☕️ Journal : Dualisme

Je ne connaissais rien à la vie de Gilles Deleuze, alors j’ai demandé à quelqu’un·e une suggestion de livre pour commencer. C’est “Dialogues” qui m’a été suggéré.

Au chapitre 2, je me prends la claque du dualisme dans la face :

Quel que soit le ton, le procédé questions-réponses est fait pour alimenter des dualismes.

Blanc ou noir ? Gauche ou droite ? Pour ou contre ? Hétéro ou homo ? Masque ou pas masque ? Réussite ou échec ?

En fait, ce sont des simplifications qui compressent la complexité de la réalité — pire, elles effacent l’existence de toute autre réalité que celle des deux choix proposés.

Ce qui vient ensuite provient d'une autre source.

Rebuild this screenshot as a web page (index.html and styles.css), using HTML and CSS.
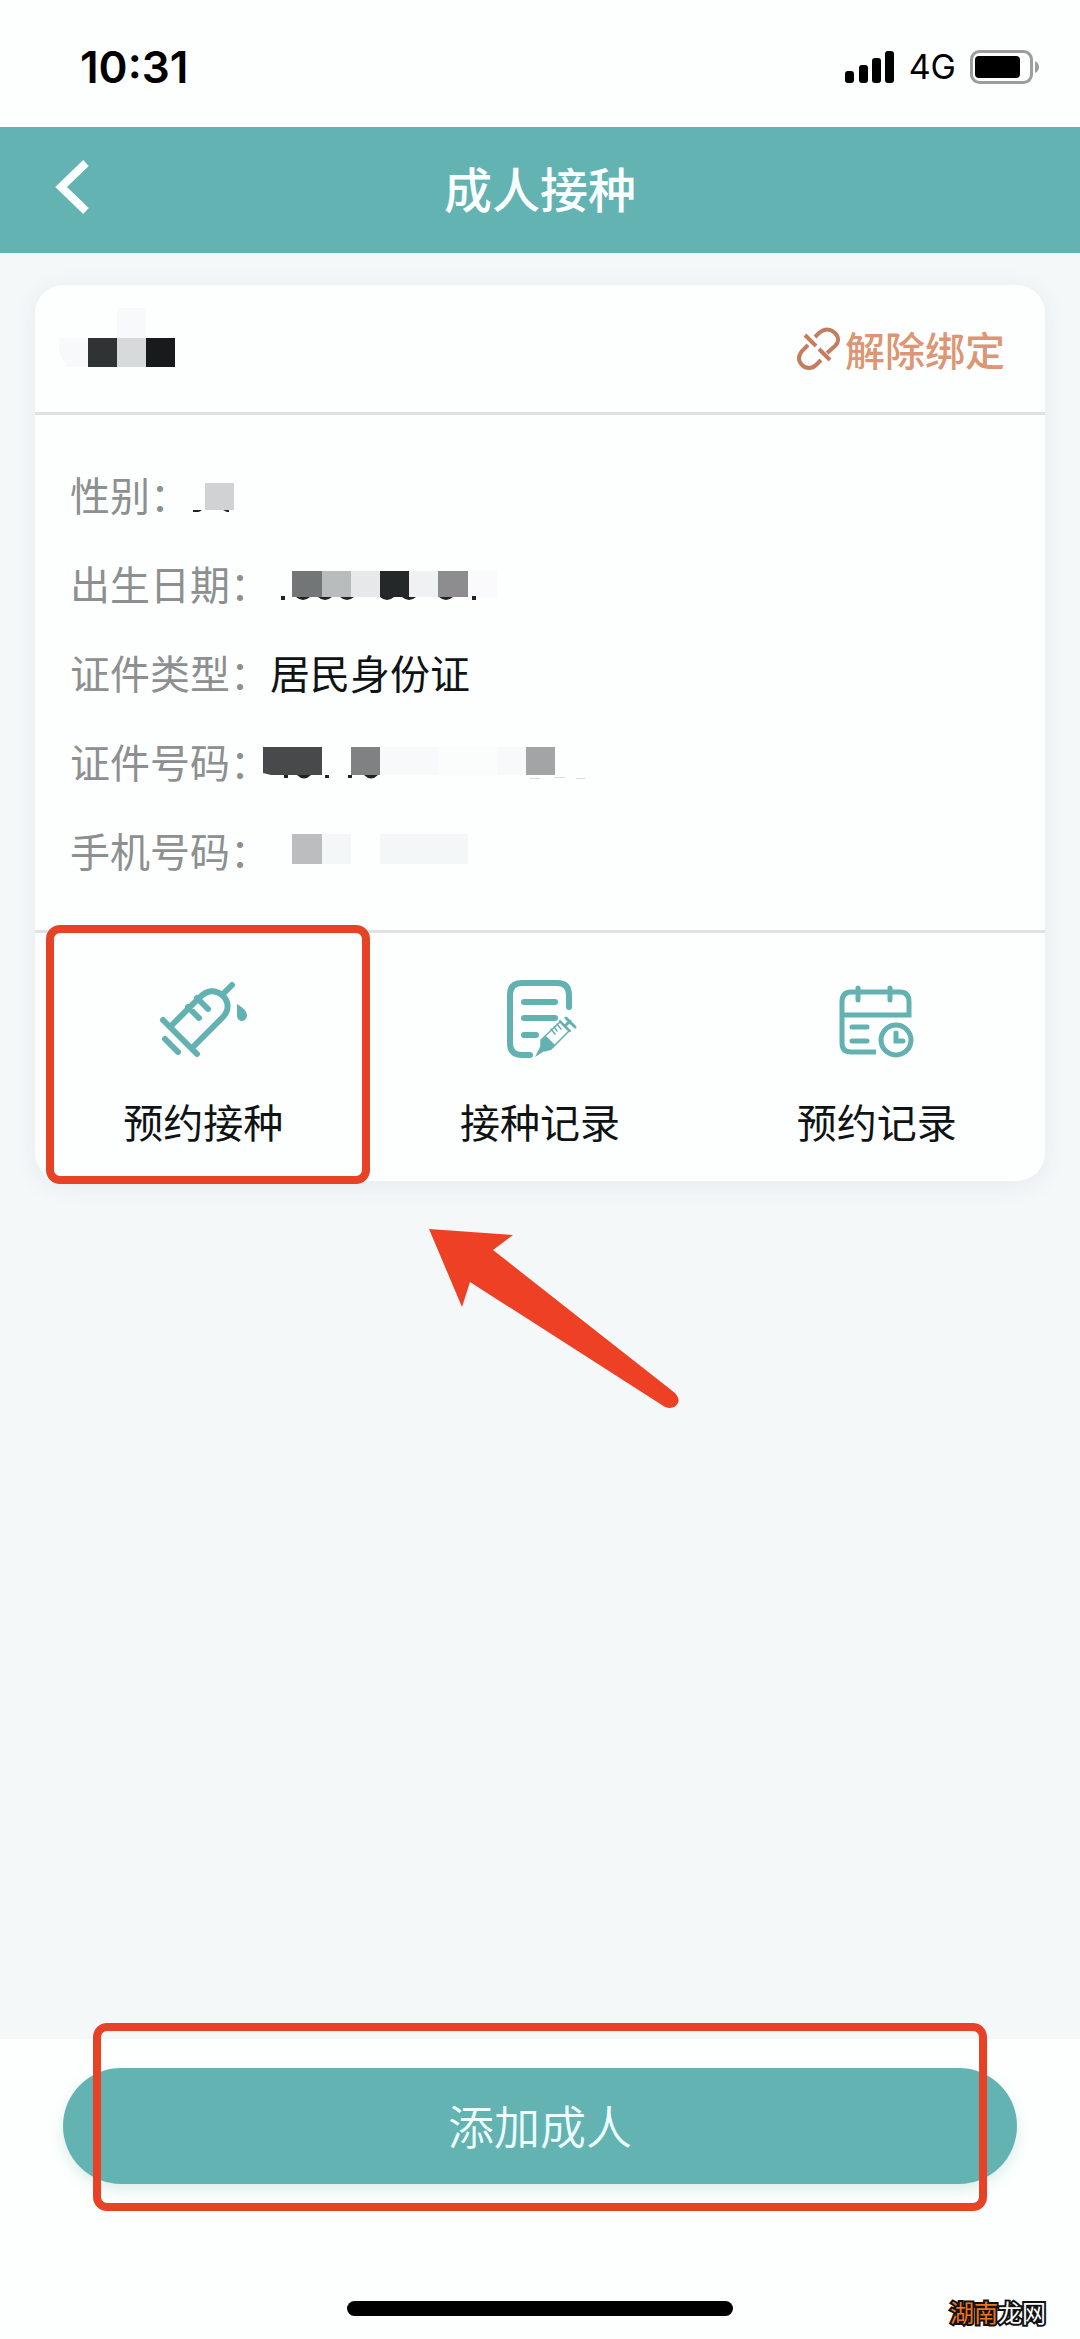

J’ai compris pourquoi je n’aimais pas les “débats”. Un camp doit avoir raison. L’autre a forcément tort. Dualisme au carré.

Deux pages plus loin, Gilles Deleuze et Claire Parnet écrivent :

Mais en fait la machine binaire est une pièce importante des appareils de pouvoir.

Tu es dans le droit chemin ou tu es fautif. Sans attestation tu as forcément tort. L’autorité a raison.

Mais les écarts de déviance seront mesurés d’après le degré du choix binaire : tu n’es ni blanc ni noir, alors tu es arabe ? Ou métis ? Tu n’es ni homme ni femme, alors travesti ? C’est cela le système mur blanc-trou noir.
Et ce n’est pas étonnant que le visage ait une telle importance dans ce système : on doit avoir le visage de son rôle (…). Même le fou doit avoir un visage conforme à ce que l’on attend de lui.

La presse nous abreuve de dualismes. La publicité est son bras armé.


Désormais je reste silencieux dans une conversation qui ne propose que deux vues possibles, qui rejette une troisième voie, ou un spectre de possibles, qui me demande de prendre parti.

Je choisis la multiplicité, la complexité, et la recherche du lieu où on se rejoint.